Screen2: Action Center

As the action center for dispatching and monitoring, this interface provides dispatchers with convenient searching and filtering functions to help them locate their targets efficiently. The easy shift between two viewports empowers dispatchers with their needed visualization to suit their works under different scenarios.

Screen3: Remote Assistance Center

Detailed info for selected trucks to empower dispatchers with needed contextual info, to support them make decisions.This interface plays a key role in remote assistance. With detailed indicators of the individual truck, rich contextual info and step-by-step guidance, dispatchers are able to make decisions quickly and effectively.

Key Takeaways

Design future based on now

When we were challenged with designing a future system, I found it difficult to envision how it would be like at the beginning as there are not any existed cases.
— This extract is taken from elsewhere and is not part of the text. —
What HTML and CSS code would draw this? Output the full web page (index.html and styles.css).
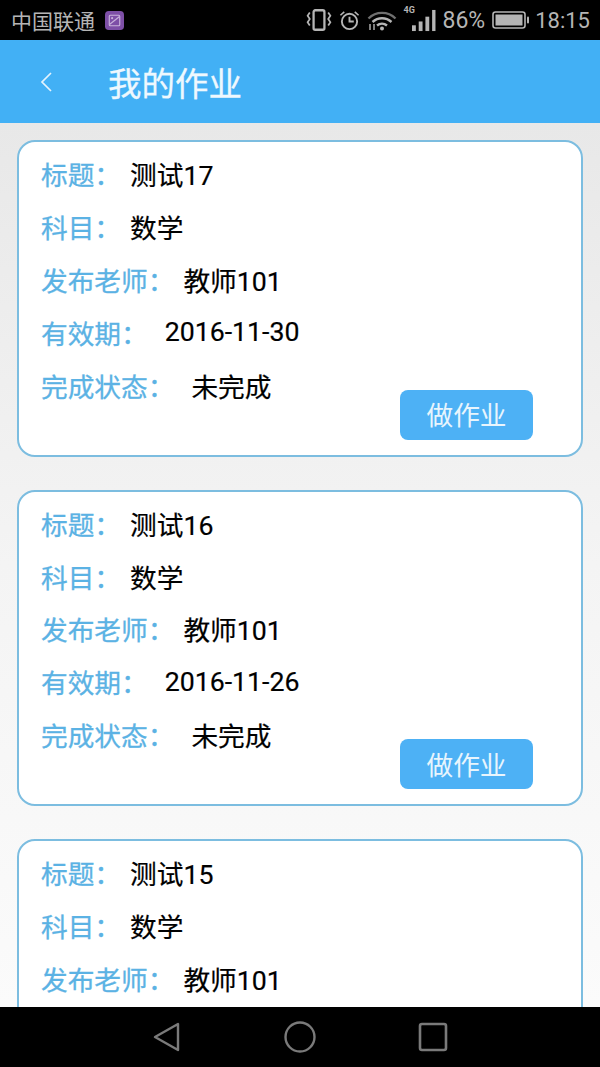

This is not only a product from 0-1, but more of a new system from 0-1. During the process of user research, the A-ha moment stroke me when I realized that while we were designing future, we were still designing for the same group of people. Shortly, I shifted my mindset from "designing a future system" towards "helping dispatchers better step into future". With this passion, our team kept going back to Daimler team with our design and iterate according to their feedback. While none of us was sure about how future autonomous truck industry would look like, we were together shaping it for better lives.

Multi-screen design: The spatial relationship counts

To cater to dispatchers' context of using multiple screens, we took the challenge of designing a control system across multiple screens. During the process, we experienced a lot of frustration caused by the lack of consistency and cohesion in between different screens when conducting pilot tests. After talking with subject-matter experts, we figured out the importance of considering the screens as a whole. Instead of seeing them as different screens, we considered them each as a part of a wide screen. With this thought, our information on our dashboard started to flow across the system.